What a refreshing and (I second it) informative interview! Thanks very much for sharing the story of the birth and growing pains of Poser..where would we all be (in this community and others) without our favorite program? I started with Bryce 2 for PC, and soon after found Poser...what a dream, in spite of Poser's maps having to be upside down for the old Bryce! LOL!! Again...THANK YOU! :) I really enjoy my Poser 6!
A very fascinating and informative interview, i discovered Poser at version 4 and became instantly hooked! then onto P5 and now i use P6 and i totally agree with Casette above, Poser is much more than just software.......... Thanks to Daryl for the interview and a special Thanks to Larry for giving us the tool we all create so much with.........
Wonderful interview!

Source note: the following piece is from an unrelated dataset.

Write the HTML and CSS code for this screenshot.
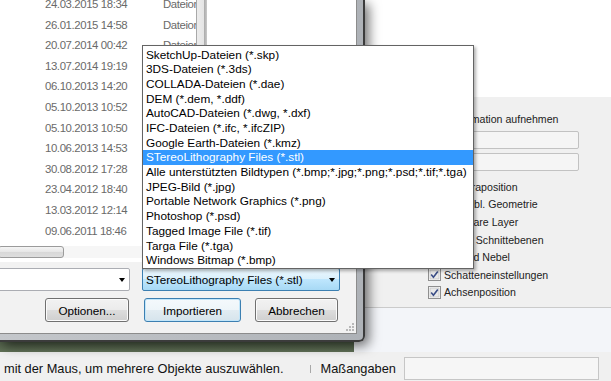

It was an enjoyable read, both a revelation and a trip down memory lane. Thank you both for taking the time to share this piece with us all. As a content creator for some Poser props, I am indebted to the creator of this program, without whom not too many opportunities would have opened up for me. Thank you very much! M
I am also a 1.0 aboriginal Poser user. I would also like to add my thanks to Larry for keeping it alive and very well all these years. Everytime it got sold, merged, spun off I sweat more than a few bullets that it would die. So thanks again! P.S. Steve Cooper, in my opinion, was also key. So what happened to him?